I am currently working on a machine learning model that yields a vector of offloading decisions. An example:
[-1, 0, -1, 1, 1, 0, ...]
The model does not return this vector directly. Instead, the model has 3 output layers, each returning the softmax result for a particular decision. e.g.: each of the below ones has the length of the above vector
[0.12, 0.76, ... ] for -1
[0.33, 0.12, ... ] for 0
[0.55, 0.05, ... ] for 1
For the accuracy computation, I construct the decision vector based on the max value at index i in the above 3 vectors. I then compare two vectors i.e. [-1, 0, 1, 0] with [-1,0,1, -1] (let this one be the actual label) for the accuracy computation. If one of the predicted vector`s entries is wrong, I would count that as wrong. But in the above case they would be very close to each other, which is a 'good' offloading decision. Would it be better to compute the accuracy based on each entry of the predicted vector rather than discarding the prediction altogether when in fact they are close to each other. Are there similar metrics that can help out?

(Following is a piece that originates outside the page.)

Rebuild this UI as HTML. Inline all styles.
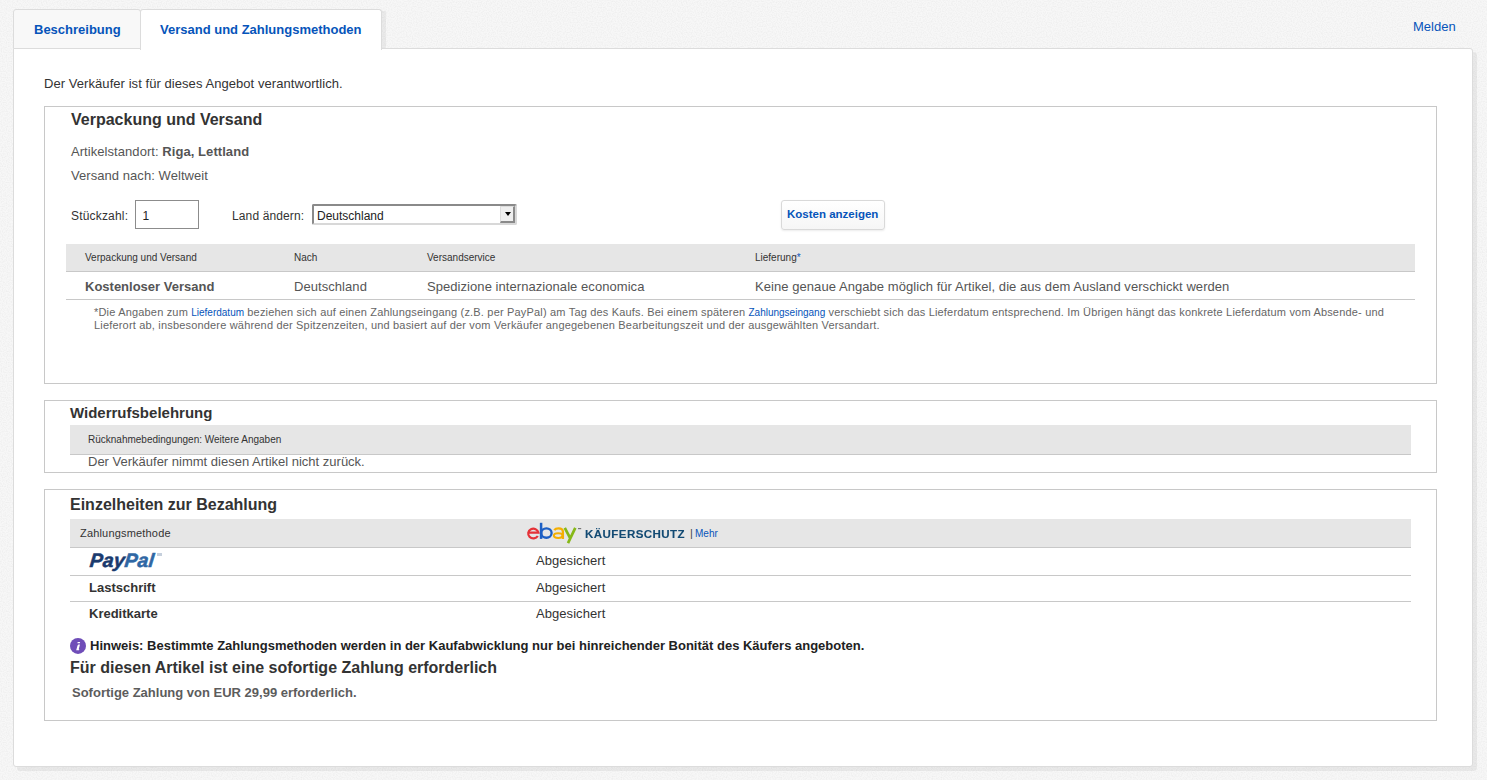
<!DOCTYPE html>
<html><head><meta charset="utf-8">
<style>
*{box-sizing:border-box;margin:0;padding:0}
html,body{width:1487px;height:780px;overflow:hidden}
body{background:#f5f5f5;font-family:"Liberation Sans",sans-serif;color:#333;position:relative}
.abs{position:absolute}
.t{position:absolute;white-space:nowrap;line-height:1}
.tab{position:absolute;top:9px;height:40px;border:1px solid #dcdcdc;border-bottom:none;border-radius:3px 3px 0 0}
.tab1{left:13px;width:128px;background:#f8f8f8;border-bottom:1px solid #dcdcdc;height:40px}
.tab2{left:140px;width:242px;background:#fff;height:41px;z-index:3}
.tablbl{font-weight:bold;font-size:13px;color:#0654ba}
.panel{left:13px;top:48px;width:1460px;height:719px;background:#fff;border:1px solid #dcdcdc;border-radius:0 3px 3px 3px;box-shadow:4px 4px 0 rgba(0,0,0,.055);z-index:2}
.box{position:absolute;left:44px;width:1393px;border:1px solid #c8c8c8;background:#fff;z-index:4}
.h{font-weight:bold;font-size:16px;color:#333}
.s13{font-size:13px;color:#555;letter-spacing:.06px}
.thead{position:absolute;background:#e6e6e6;border-bottom:1px solid #c8c8c8}
.th{font-size:10px;color:#333}
.link{color:#0654ba}
.vd{font-family:"Liberation Sans",sans-serif;font-size:11px;color:#666;letter-spacing:.18px}
.rowline{position:absolute;height:1px;background:#c8c8c8}
</style></head><body>
<svg class="abs" style="left:0;top:0;z-index:0" width="1487" height="780"><filter id="nz" x="0" y="0" width="100%" height="100%"><feTurbulence type="fractalNoise" baseFrequency="0.8" numOctaves="1" seed="3"/><feColorMatrix type="matrix" values="0 0 0 0 0  0 0 0 0 0  0 0 0 0 0  0 0 0 .09 -.035"/></filter><rect width="1487" height="780" fill="#f7f7f7"/><rect width="1487" height="780" filter="url(#nz)"/></svg>
<div class="tab tab1"></div>
<div class="tab tab2"></div>
<div class="abs" style="left:382px;top:11px;width:4px;height:37px;background:rgba(0,0,0,.05);z-index:1"></div>
<div class="t tablbl" style="left:34px;top:23px;z-index:5">Beschreibung</div>
<div class="t tablbl" style="left:160px;top:23px;z-index:5">Versand und Zahlungsmethoden</div>
<div class="t" style="left:1413px;top:20px;font-size:13px;color:#0654ba">Melden</div>
<div class="abs panel"></div>

<div class="t" style="left:44px;top:77px;font-size:13px;color:#333;z-index:5;letter-spacing:.06px">Der Verkäufer ist für dieses Angebot verantwortlich.</div>

<!-- Section 1 -->
<div class="box" style="top:106px;height:278px"></div>
<div style="position:absolute;left:0;top:0;z-index:6">
<div class="t h" style="left:71px;top:112px">Verpackung und Versand</div>
<div class="t s13" style="left:71px;top:145px">Artikelstandort: <b>Riga, Lettland</b></div>
<div class="t s13" style="left:71px;top:169px">Versand nach: Weltweit</div>
<div class="t" style="left:71px;top:210px;font-size:12px;color:#333;letter-spacing:.18px">Stückzahl:</div>
<div class="abs" style="left:135px;top:200px;width:64px;height:29px;border:1px solid #8c8c8c;background:#fff"></div>
<div class="t" style="left:142.5px;top:209.5px;font-size:12px;color:#222">1</div>
<div class="t" style="left:232px;top:210px;font-size:12px;color:#333;letter-spacing:.12px">Land ändern:</div>
<div class="abs" style="left:312px;top:204px;width:205px;height:21px;border-left:2px solid #8a8a8a;border-top:2px solid #8a8a8a;border-right:2px solid #d8d8d8;border-bottom:2px solid #d8d8d8;border-radius:2px;background:#fff"></div>
<div class="t" style="left:317px;top:210px;font-size:12px;color:#222">Deutschland</div>
<div class="abs" style="left:500px;top:206px;width:15px;height:17px;background:#efefef;border-left:1px solid #dcdcdc;border-top:1px solid #dcdcdc;border-right:2px solid #8a8a8a;border-bottom:2px solid #8a8a8a"></div>
<div class="abs" style="left:504.5px;top:212px;width:0;height:0;border-left:3.5px solid transparent;border-right:3.5px solid transparent;border-top:4px solid #000"></div>
<div class="abs" style="left:781px;top:200px;width:104px;height:30px;border:1px solid #d9d9d9;border-radius:3px;background:linear-gradient(#fff,#f6f6f6);box-shadow:0 1px 2px rgba(0,0,0,.08)"></div>
<div class="t" style="left:787px;top:209px;font-size:11.5px;font-weight:bold;color:#0654ba">Kosten anzeigen</div>

<div class="thead" style="left:66px;top:244px;width:1349px;height:28px"></div>
<div class="t th" style="left:85px;top:253px">Verpackung und Versand</div>
<div class="t th" style="left:294px;top:253px">Nach</div>
<div class="t th" style="left:427px;top:253px">Versandservice</div>
<div class="t th" style="left:755px;top:253px">Lieferung<span class="link">*</span></div>
<div class="t" style="left:85px;top:280px;font-size:13px;font-weight:bold;color:#555">Kostenloser Versand</div>
<div class="t s13" style="left:294px;top:280px">Deutschland</div>
<div class="t s13" style="left:427px;top:280px">Spedizione internazionale economica</div>
<div class="t s13" style="left:755px;top:280px">Keine genaue Angabe möglich für Artikel, die aus dem Ausland verschickt werden</div>
<div class="rowline" style="left:66px;top:299px;width:1349px"></div>
<div class="t vd" style="left:94px;top:307px">*Die Angaben zum <span class="link" style="font-size:10px;letter-spacing:0">Lieferdatum</span> beziehen sich auf einen Zahlungseingang (z.B. per PayPal) am Tag des Kaufs. Bei einem späteren <span class="link" style="font-size:10px;letter-spacing:0">Zahlungseingang</span> verschiebt sich das Lieferdatum entsprechend. Im Übrigen hängt das konkrete Lieferdatum vom Absende- und</div>
<div class="t vd" style="left:94px;top:320px">Lieferort ab, insbesondere während der Spitzenzeiten, und basiert auf der vom Verkäufer angegebenen Bearbeitungszeit und der ausgewählten Versandart.</div>
</div>

<!-- Section 2 -->
<div class="box" style="top:400px;height:73px"></div>
<div style="position:absolute;left:0;top:0;z-index:6">
<div class="t" style="left:70px;top:405px;font-size:15px;font-weight:bold;color:#333">Widerrufsbelehrung</div>
<div class="thead" style="left:70px;top:425px;width:1341px;height:30px"></div>
<div class="t th" style="left:88px;top:435px">Rücknahmebedingungen: Weitere Angaben</div>
<div class="t s13" style="left:88px;top:455px;letter-spacing:0">Der Verkäufer nimmt diesen Artikel nicht zurück.</div>
</div>

<!-- Section 3 -->
<div class="box" style="top:489px;height:232px"></div>
<div style="position:absolute;left:0;top:0;z-index:6">
<div class="t h" style="left:70px;top:497px">Einzelheiten zur Bezahlung</div>
<div class="thead" style="left:70px;top:519px;width:1341px;height:29px"></div>
<div class="t vd" style="left:80px;top:528px;color:#333">Zahlungsmethode</div>
<svg class="abs" style="left:520px;top:518px" width="70" height="30" viewBox="520 518 70 30" fill="none">
<path d="M528.3,532.6H538.4A5.15,4.85 0 1 0 537.8,536" stroke="#e53238" stroke-width="2.2"/>
<path d="M541.1,522.8V538.9" stroke="#1d5fc4" stroke-width="2.5"/>
<ellipse cx="546.4" cy="533.05" rx="5.2" ry="4.7" stroke="#1d5fc4" stroke-width="2.3"/>
<path d="M554.3,530.2C555.3,528.6 556.8,528.3 558.6,528.3C561.6,528.3 562.9,529.6 562.9,531.8V538.9" stroke="#f5af02" stroke-width="2.3"/>
<ellipse cx="558.2" cy="535.6" rx="4.3" ry="2.4" stroke="#f5af02" stroke-width="2.1"/>
<path d="M564.8,527.8L570.4,538.6M575.3,527.8L568,543.1" stroke="#86b817" stroke-width="2.7"/>
<rect x="578" y="528" width="3.2" height="1.2" fill="#777"/>
</svg>
<div class="t" style="left:585px;top:529px;font-size:11px;font-weight:bold;color:#124a73;letter-spacing:.4px;transform:scaleX(1.05);transform-origin:0 0;-webkit-text-stroke:.1px #124a73">KÄUFERSCHUTZ</div>
<div class="t" style="left:690px;top:528px;font-size:11px;color:#444">|</div>
<div class="t" style="left:695px;top:529px;font-size:10px;color:#0654ba">Mehr</div>
<div class="t" style="left:89px;top:551px;font-size:19.5px;font-weight:bold;font-style:italic;color:#1a3a6e;-webkit-text-stroke:.5px #1a3a6e;letter-spacing:0px;transform:skewX(-6deg);transform-origin:0 100%">Pay<span style="color:#2f67a4;-webkit-text-stroke:.5px #2f67a4">Pal</span></div>
<div class="abs" style="left:157px;top:553px;width:5px;height:3px;background:#c5cfdc"></div>
<div class="t s13" style="color:#333;left:536px;top:554px">Abgesichert</div>
<div class="rowline" style="left:70px;top:575px;width:1341px"></div>
<div class="t" style="left:89px;top:581px;font-size:13px;font-weight:bold;color:#333">Lastschrift</div>
<div class="t s13" style="color:#333;left:536px;top:581px">Abgesichert</div>
<div class="rowline" style="left:70px;top:601px;width:1341px"></div>
<div class="t" style="left:89px;top:607px;font-size:13px;font-weight:bold;color:#333">Kreditkarte</div>
<div class="t s13" style="color:#333;left:536px;top:607px">Abgesichert</div>
<svg class="abs" style="left:69px;top:637px" width="18" height="18" viewBox="69 637 18 18"><circle cx="78" cy="645.9" r="8" fill="#6f4db8"/><path d="M77.7,642.1H80.1L79.8,643.2H77.4Z" fill="#fff"/><path d="M78.2,644.4H80L78.7,649.2L79.3,649.3L79,650.2H76.2L77.6,645.2H77.9Z" fill="#fff"/></svg>
<div class="t" style="left:90px;top:639px;font-size:13px;font-weight:bold;color:#222">Hinweis: Bestimmte Zahlungsmethoden werden in der Kaufabwicklung nur bei hinreichender Bonität des Käufers angeboten.</div>
<div class="t h" style="left:70px;top:660px">Für diesen Artikel ist eine sofortige Zahlung erforderlich</div>
<div class="t" style="left:72px;top:686px;font-size:13px;font-weight:bold;color:#5c5c5c">Sofortige Zahlung von EUR 29,99 erforderlich.</div>
</div>
</body></html>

Thanks in advance. With kind regards,
YuKa
Regarding the training of the model I would like to add that these hard training labels are transformed into three one hot encoded vectors that are used in the loss computation for the three output layers and the corresponding model optimization.
After doing further research I came across the HammingLoss which I am currently inspecting as it compares the difference between the two vectors in a more meaningful way than the accuracy I originally described.
I will take a closer look into your answer.